--- What is expected ---
Only the pictures are to be left out; set down the rest of the records exactly.

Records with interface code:
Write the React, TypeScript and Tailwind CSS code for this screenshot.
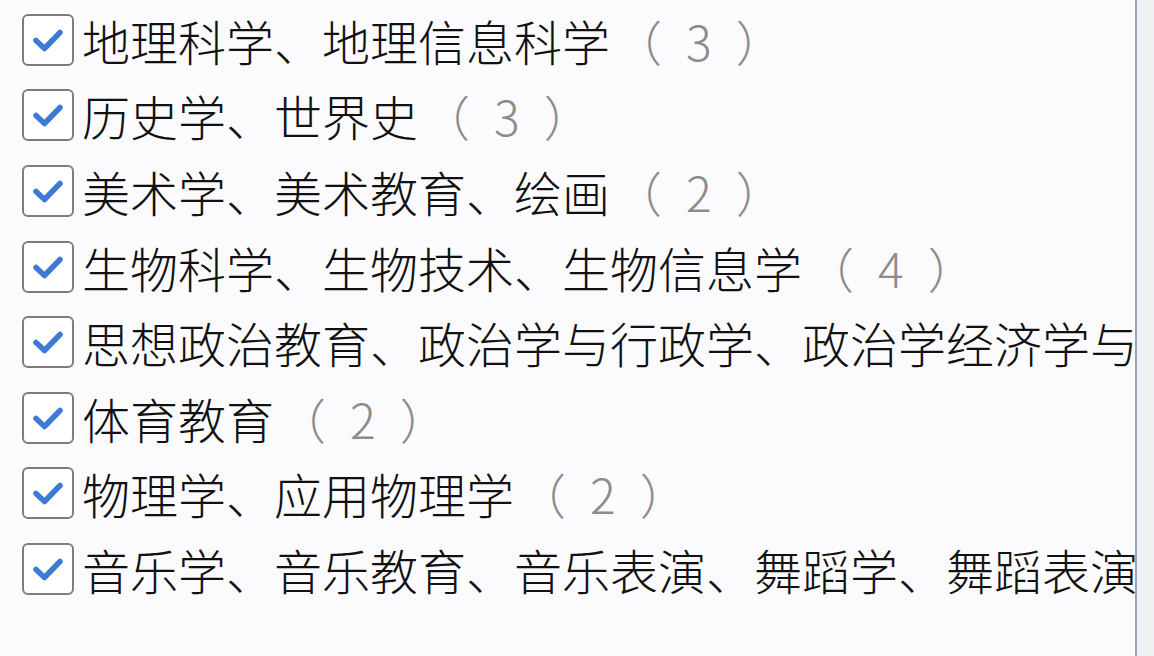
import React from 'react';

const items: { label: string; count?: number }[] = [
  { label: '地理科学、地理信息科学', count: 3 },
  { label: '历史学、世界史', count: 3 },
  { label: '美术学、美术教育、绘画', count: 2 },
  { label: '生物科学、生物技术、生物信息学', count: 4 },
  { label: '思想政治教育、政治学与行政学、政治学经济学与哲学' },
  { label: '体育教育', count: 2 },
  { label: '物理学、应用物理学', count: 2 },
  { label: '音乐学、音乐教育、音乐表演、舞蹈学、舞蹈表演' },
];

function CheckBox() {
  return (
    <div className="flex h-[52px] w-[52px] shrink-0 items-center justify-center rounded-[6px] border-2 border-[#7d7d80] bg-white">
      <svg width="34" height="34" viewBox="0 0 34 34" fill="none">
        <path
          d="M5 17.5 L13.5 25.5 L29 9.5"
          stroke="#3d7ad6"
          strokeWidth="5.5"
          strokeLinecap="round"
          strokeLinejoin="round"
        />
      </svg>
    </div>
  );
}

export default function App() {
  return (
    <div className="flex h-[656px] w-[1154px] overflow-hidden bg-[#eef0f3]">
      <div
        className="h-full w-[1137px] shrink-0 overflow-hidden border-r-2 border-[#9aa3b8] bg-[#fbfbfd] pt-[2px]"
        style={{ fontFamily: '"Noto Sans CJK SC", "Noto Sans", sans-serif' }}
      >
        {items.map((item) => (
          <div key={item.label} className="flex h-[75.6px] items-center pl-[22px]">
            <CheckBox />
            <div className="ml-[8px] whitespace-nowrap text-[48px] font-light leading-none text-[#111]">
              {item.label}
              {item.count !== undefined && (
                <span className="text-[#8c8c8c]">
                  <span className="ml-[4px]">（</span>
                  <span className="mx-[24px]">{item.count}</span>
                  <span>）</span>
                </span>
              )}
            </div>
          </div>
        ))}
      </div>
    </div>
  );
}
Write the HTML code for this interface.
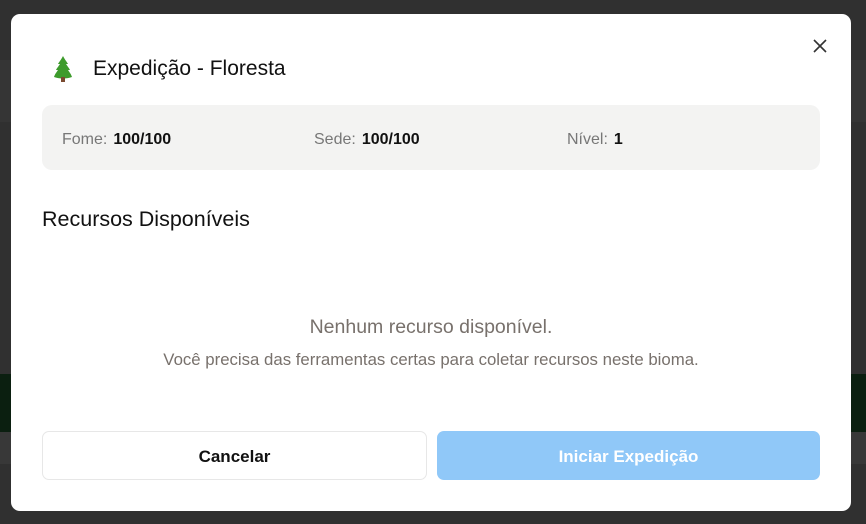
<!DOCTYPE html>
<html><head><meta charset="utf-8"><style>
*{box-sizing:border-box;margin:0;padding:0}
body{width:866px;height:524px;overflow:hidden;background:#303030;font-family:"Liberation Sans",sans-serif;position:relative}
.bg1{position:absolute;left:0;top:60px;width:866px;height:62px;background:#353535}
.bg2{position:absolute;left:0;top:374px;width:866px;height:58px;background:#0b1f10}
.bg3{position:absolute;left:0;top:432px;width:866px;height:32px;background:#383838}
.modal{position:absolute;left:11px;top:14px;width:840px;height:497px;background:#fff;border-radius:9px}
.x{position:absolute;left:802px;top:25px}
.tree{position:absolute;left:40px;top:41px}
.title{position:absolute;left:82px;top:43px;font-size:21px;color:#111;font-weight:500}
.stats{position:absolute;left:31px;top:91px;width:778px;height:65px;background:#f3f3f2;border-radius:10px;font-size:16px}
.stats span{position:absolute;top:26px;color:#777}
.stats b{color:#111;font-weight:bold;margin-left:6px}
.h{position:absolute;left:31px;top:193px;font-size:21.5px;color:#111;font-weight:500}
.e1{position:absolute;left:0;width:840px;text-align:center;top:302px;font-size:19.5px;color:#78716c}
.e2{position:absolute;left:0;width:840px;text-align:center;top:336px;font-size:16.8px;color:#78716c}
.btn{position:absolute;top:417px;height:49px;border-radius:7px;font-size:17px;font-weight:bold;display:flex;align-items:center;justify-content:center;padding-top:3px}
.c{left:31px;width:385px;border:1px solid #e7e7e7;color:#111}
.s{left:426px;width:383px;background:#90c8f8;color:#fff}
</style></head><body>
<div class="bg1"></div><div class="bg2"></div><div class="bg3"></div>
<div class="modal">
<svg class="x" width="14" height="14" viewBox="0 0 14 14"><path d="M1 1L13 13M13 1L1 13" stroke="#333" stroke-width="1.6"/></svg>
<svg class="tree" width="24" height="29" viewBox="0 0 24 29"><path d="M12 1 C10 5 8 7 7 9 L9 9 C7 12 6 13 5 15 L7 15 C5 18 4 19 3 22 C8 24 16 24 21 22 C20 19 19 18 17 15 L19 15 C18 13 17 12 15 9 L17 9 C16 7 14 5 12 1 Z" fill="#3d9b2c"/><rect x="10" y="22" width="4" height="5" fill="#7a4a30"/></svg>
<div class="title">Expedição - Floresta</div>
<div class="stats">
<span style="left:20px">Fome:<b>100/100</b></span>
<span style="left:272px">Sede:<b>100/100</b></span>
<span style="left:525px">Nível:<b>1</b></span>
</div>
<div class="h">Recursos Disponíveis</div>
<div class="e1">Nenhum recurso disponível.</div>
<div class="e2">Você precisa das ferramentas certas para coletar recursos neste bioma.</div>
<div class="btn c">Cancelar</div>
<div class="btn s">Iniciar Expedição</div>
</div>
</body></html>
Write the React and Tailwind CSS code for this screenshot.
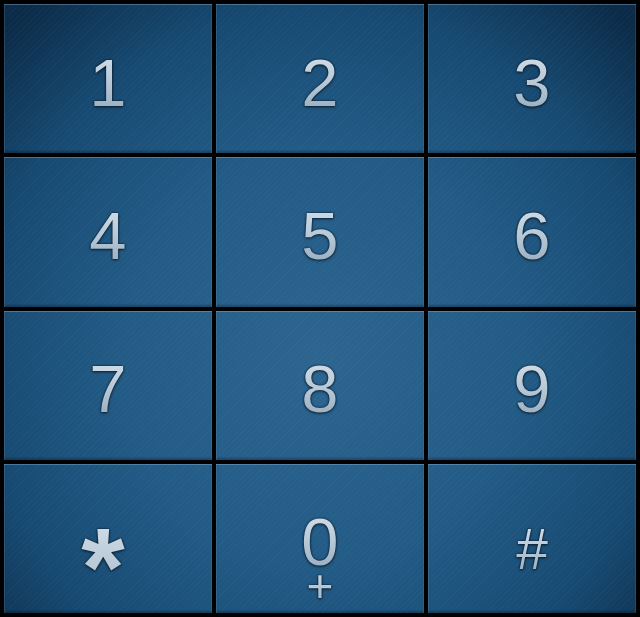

--- Output ---
Write the React, TypeScript and Tailwind CSS code for this screenshot.
import React from 'react';

const items: { label: string; count?: number }[] = [
  { label: '地理科学、地理信息科学', count: 3 },
  { label: '历史学、世界史', count: 3 },
  { label: '美术学、美术教育、绘画', count: 2 },
  { label: '生物科学、生物技术、生物信息学', count: 4 },
  { label: '思想政治教育、政治学与行政学、政治学经济学与哲学' },
  { label: '体育教育', count: 2 },
  { label: '物理学、应用物理学', count: 2 },
  { label: '音乐学、音乐教育、音乐表演、舞蹈学、舞蹈表演' },
];

function CheckBox() {
  return (
    <div className="flex h-[52px] w-[52px] shrink-0 items-center justify-center rounded-[6px] border-2 border-[#7d7d80] bg-white">
      <svg width="34" height="34" viewBox="0 0 34 34" fill="none">
        <path
          d="M5 17.5 L13.5 25.5 L29 9.5"
          stroke="#3d7ad6"
          strokeWidth="5.5"
          strokeLinecap="round"
          strokeLinejoin="round"
        />
      </svg>
    </div>
  );
}

export default function App() {
  return (
    <div className="flex h-[656px] w-[1154px] overflow-hidden bg-[#eef0f3]">
      <div
        className="h-full w-[1137px] shrink-0 overflow-hidden border-r-2 border-[#9aa3b8] bg-[#fbfbfd] pt-[2px]"
        style={{ fontFamily: '"Noto Sans CJK SC", "Noto Sans", sans-serif' }}
      >
        {items.map((item) => (
          <div key={item.label} className="flex h-[75.6px] items-center pl-[22px]">
            <CheckBox />
            <div className="ml-[8px] whitespace-nowrap text-[48px] font-light leading-none text-[#111]">
              {item.label}
              {item.count !== undefined && (
                <span className="text-[#8c8c8c]">
                  <span className="ml-[4px]">（</span>
                  <span className="mx-[24px]">{item.count}</span>
                  <span>）</span>
                </span>
              )}
            </div>
          </div>
        ))}
      </div>
    </div>
  );
}
Write the HTML code for this interface.
<!DOCTYPE html>
<html><head><meta charset="utf-8"><style>
*{box-sizing:border-box;margin:0;padding:0}
body{width:866px;height:524px;overflow:hidden;background:#303030;font-family:"Liberation Sans",sans-serif;position:relative}
.bg1{position:absolute;left:0;top:60px;width:866px;height:62px;background:#353535}
.bg2{position:absolute;left:0;top:374px;width:866px;height:58px;background:#0b1f10}
.bg3{position:absolute;left:0;top:432px;width:866px;height:32px;background:#383838}
.modal{position:absolute;left:11px;top:14px;width:840px;height:497px;background:#fff;border-radius:9px}
.x{position:absolute;left:802px;top:25px}
.tree{position:absolute;left:40px;top:41px}
.title{position:absolute;left:82px;top:43px;font-size:21px;color:#111;font-weight:500}
.stats{position:absolute;left:31px;top:91px;width:778px;height:65px;background:#f3f3f2;border-radius:10px;font-size:16px}
.stats span{position:absolute;top:26px;color:#777}
.stats b{color:#111;font-weight:bold;margin-left:6px}
.h{position:absolute;left:31px;top:193px;font-size:21.5px;color:#111;font-weight:500}
.e1{position:absolute;left:0;width:840px;text-align:center;top:302px;font-size:19.5px;color:#78716c}
.e2{position:absolute;left:0;width:840px;text-align:center;top:336px;font-size:16.8px;color:#78716c}
.btn{position:absolute;top:417px;height:49px;border-radius:7px;font-size:17px;font-weight:bold;display:flex;align-items:center;justify-content:center;padding-top:3px}
.c{left:31px;width:385px;border:1px solid #e7e7e7;color:#111}
.s{left:426px;width:383px;background:#90c8f8;color:#fff}
</style></head><body>
<div class="bg1"></div><div class="bg2"></div><div class="bg3"></div>
<div class="modal">
<svg class="x" width="14" height="14" viewBox="0 0 14 14"><path d="M1 1L13 13M13 1L1 13" stroke="#333" stroke-width="1.6"/></svg>
<svg class="tree" width="24" height="29" viewBox="0 0 24 29"><path d="M12 1 C10 5 8 7 7 9 L9 9 C7 12 6 13 5 15 L7 15 C5 18 4 19 3 22 C8 24 16 24 21 22 C20 19 19 18 17 15 L19 15 C18 13 17 12 15 9 L17 9 C16 7 14 5 12 1 Z" fill="#3d9b2c"/><rect x="10" y="22" width="4" height="5" fill="#7a4a30"/></svg>
<div class="title">Expedição - Floresta</div>
<div class="stats">
<span style="left:20px">Fome:<b>100/100</b></span>
<span style="left:272px">Sede:<b>100/100</b></span>
<span style="left:525px">Nível:<b>1</b></span>
</div>
<div class="h">Recursos Disponíveis</div>
<div class="e1">Nenhum recurso disponível.</div>
<div class="e2">Você precisa das ferramentas certas para coletar recursos neste bioma.</div>
<div class="btn c">Cancelar</div>
<div class="btn s">Iniciar Expedição</div>
</div>
</body></html>
Write the React and Tailwind CSS code for this screenshot.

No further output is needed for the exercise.